■ **TASK DESCRIPTION**
Take the lines from the one with "Rebuild this screenshot" through the one with "const products = ['New", both ends kept, and reproduce them exactly without the pictures.

■ **MATERIAL SHOWN**
########

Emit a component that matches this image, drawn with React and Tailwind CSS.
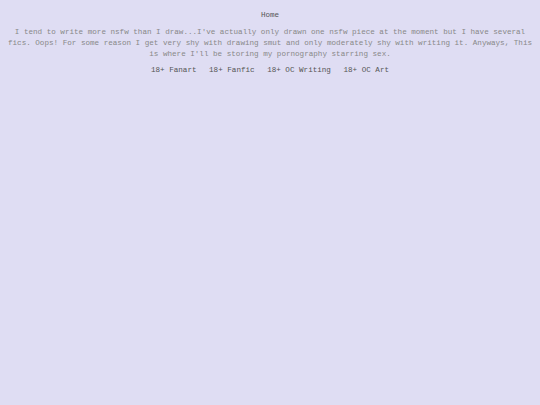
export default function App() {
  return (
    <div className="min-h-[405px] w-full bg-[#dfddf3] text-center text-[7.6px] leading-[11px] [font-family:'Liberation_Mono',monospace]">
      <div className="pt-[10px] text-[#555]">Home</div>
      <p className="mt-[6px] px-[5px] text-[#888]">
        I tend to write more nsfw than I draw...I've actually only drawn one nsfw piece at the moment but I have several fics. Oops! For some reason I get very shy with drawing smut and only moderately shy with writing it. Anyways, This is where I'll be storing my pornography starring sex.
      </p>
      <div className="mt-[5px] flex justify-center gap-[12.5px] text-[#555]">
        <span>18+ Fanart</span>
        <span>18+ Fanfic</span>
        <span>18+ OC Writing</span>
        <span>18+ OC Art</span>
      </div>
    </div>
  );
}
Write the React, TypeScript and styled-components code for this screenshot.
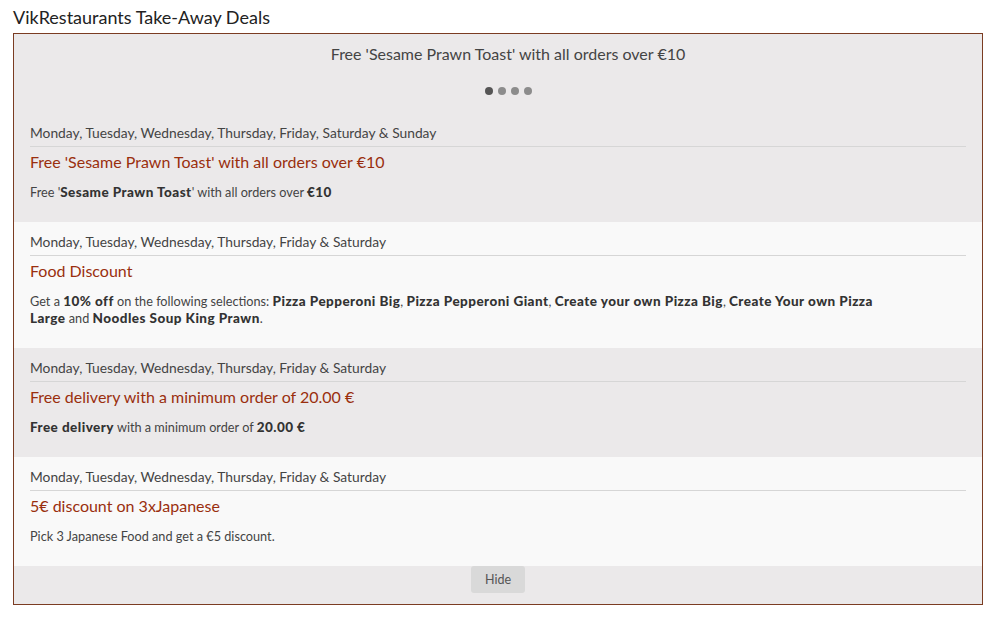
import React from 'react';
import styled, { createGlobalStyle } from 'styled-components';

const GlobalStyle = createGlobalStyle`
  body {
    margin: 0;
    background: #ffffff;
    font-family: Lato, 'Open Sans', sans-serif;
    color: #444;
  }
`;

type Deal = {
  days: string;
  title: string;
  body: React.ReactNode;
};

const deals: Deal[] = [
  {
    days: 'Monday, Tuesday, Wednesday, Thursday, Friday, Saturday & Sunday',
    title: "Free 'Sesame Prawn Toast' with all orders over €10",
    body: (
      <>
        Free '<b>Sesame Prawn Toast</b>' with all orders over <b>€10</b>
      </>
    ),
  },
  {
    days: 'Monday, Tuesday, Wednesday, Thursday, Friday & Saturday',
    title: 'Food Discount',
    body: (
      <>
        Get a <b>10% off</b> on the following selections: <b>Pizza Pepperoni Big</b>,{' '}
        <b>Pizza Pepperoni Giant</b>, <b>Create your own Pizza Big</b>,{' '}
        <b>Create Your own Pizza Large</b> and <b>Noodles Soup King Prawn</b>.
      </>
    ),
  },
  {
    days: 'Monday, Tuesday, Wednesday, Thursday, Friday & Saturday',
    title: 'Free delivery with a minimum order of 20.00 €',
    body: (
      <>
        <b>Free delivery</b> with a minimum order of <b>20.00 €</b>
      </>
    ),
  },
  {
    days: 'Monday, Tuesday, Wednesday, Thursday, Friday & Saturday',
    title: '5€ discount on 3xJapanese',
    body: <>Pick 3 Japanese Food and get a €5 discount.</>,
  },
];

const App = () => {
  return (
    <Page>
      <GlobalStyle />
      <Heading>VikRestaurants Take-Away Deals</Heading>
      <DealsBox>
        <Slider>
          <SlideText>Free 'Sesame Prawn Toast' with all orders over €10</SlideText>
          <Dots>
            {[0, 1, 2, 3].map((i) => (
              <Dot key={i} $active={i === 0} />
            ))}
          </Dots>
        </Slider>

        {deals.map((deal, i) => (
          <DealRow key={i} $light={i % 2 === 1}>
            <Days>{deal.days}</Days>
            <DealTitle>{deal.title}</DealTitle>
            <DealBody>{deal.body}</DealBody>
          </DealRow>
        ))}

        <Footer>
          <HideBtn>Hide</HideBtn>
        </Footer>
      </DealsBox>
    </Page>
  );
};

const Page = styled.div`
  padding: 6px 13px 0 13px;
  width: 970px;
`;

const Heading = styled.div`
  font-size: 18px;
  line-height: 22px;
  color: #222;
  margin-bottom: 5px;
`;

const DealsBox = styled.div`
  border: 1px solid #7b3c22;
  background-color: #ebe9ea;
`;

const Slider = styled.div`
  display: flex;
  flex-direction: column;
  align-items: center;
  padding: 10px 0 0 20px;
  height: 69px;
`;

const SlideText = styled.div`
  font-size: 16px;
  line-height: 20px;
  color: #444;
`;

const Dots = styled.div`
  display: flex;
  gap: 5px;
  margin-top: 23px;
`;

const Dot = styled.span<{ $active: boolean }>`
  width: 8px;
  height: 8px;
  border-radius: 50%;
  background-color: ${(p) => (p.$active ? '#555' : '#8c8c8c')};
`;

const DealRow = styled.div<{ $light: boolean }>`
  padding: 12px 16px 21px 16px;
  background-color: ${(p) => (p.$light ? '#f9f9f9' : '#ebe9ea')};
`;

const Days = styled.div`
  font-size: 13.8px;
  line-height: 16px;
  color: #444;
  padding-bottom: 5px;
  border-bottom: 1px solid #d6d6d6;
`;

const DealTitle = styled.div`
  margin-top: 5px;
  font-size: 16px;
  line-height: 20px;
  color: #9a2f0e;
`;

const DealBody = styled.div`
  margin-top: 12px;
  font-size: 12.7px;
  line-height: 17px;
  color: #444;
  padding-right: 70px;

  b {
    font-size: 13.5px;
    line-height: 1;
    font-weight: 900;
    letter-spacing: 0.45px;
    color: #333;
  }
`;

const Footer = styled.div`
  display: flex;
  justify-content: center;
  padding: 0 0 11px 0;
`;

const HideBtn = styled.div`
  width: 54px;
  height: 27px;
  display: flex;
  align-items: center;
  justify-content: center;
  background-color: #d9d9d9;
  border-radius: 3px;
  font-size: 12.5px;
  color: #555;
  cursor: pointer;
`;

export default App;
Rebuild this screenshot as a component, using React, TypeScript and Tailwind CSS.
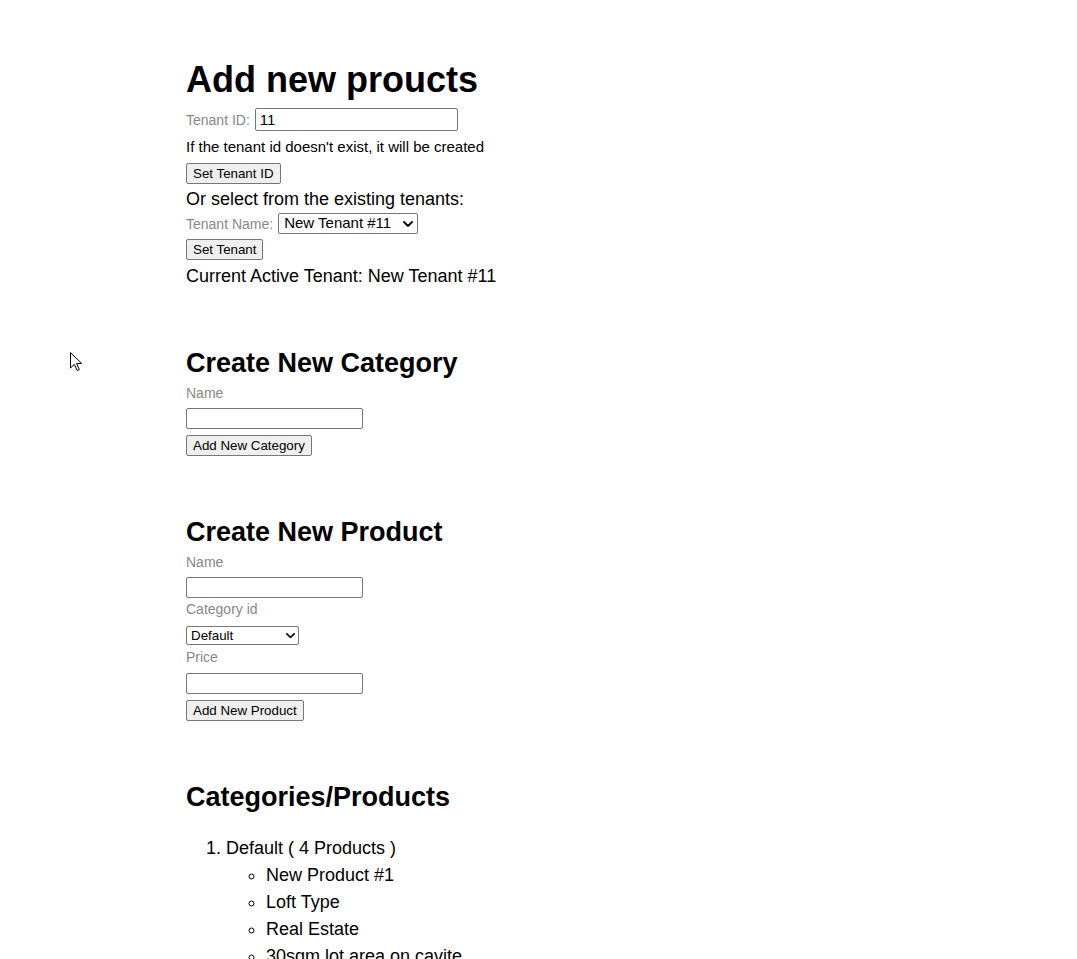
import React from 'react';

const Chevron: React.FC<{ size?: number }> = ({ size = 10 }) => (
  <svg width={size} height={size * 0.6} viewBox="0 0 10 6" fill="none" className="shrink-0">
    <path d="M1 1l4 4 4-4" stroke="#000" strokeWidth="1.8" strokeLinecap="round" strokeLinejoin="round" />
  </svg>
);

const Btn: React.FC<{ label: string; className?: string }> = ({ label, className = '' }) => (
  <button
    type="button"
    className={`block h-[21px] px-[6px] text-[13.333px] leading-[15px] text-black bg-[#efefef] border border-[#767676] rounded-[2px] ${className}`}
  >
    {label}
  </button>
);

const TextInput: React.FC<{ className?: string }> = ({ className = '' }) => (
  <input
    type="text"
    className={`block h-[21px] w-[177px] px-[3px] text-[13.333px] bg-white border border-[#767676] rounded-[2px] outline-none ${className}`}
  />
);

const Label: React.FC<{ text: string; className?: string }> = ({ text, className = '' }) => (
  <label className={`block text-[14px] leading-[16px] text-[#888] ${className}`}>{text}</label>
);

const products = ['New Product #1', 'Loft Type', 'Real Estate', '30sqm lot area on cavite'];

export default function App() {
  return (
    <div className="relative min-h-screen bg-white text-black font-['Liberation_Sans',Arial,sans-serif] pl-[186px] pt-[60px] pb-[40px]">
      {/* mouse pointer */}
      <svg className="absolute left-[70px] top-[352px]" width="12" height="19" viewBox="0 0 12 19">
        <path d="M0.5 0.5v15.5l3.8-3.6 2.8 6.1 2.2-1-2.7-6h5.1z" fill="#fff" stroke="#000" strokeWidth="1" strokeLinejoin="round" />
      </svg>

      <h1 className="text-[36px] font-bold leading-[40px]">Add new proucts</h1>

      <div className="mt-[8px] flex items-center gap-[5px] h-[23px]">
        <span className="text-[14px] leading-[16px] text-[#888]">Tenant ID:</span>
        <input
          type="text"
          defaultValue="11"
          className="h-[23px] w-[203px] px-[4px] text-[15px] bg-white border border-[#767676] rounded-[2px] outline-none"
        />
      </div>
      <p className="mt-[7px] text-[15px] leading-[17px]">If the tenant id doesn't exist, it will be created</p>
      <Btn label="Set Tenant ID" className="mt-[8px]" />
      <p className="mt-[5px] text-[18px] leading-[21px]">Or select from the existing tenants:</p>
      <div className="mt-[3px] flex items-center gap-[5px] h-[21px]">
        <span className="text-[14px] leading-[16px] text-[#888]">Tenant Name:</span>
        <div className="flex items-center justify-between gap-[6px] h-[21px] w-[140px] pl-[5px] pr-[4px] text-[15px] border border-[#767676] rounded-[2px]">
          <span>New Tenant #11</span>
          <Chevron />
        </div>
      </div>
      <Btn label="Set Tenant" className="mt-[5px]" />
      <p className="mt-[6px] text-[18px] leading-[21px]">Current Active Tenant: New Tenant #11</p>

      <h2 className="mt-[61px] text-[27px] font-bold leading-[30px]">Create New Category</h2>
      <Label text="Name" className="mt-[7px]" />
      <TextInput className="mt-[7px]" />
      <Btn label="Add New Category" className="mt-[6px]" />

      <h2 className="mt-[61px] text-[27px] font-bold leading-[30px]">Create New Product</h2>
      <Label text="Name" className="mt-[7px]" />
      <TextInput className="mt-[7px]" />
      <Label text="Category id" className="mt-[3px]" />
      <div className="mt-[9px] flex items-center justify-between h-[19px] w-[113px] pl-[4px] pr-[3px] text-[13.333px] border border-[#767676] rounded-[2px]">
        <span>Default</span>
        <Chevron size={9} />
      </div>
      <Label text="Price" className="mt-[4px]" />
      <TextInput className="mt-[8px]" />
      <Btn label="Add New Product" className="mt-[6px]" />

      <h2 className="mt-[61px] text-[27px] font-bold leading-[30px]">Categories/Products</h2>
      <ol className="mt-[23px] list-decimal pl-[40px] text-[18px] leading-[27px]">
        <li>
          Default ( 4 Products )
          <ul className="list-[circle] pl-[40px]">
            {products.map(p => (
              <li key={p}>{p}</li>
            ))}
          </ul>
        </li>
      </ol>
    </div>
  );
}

########

■ **RESPONSE BELOW**
Rebuild this screenshot as a component, using React, TypeScript and Tailwind CSS.
import React from 'react';

const Chevron: React.FC<{ size?: number }> = ({ size = 10 }) => (
  <svg width={size} height={size * 0.6} viewBox="0 0 10 6" fill="none" className="shrink-0">
    <path d="M1 1l4 4 4-4" stroke="#000" strokeWidth="1.8" strokeLinecap="round" strokeLinejoin="round" />
  </svg>
);

const Btn: React.FC<{ label: string; className?: string }> = ({ label, className = '' }) => (
  <button
    type="button"
    className={`block h-[21px] px-[6px] text-[13.333px] leading-[15px] text-black bg-[#efefef] border border-[#767676] rounded-[2px] ${className}`}
  >
    {label}
  </button>
);

const TextInput: React.FC<{ className?: string }> = ({ className = '' }) => (
  <input
    type="text"
    className={`block h-[21px] w-[177px] px-[3px] text-[13.333px] bg-white border border-[#767676] rounded-[2px] outline-none ${className}`}
  />
);

const Label: React.FC<{ text: string; className?: string }> = ({ text, className = '' }) => (
  <label className={`block text-[14px] leading-[16px] text-[#888] ${className}`}>{text}</label>
);

const products = ['New Product #1', 'Loft Type', 'Real Estate', '30sqm lot area on cavite'];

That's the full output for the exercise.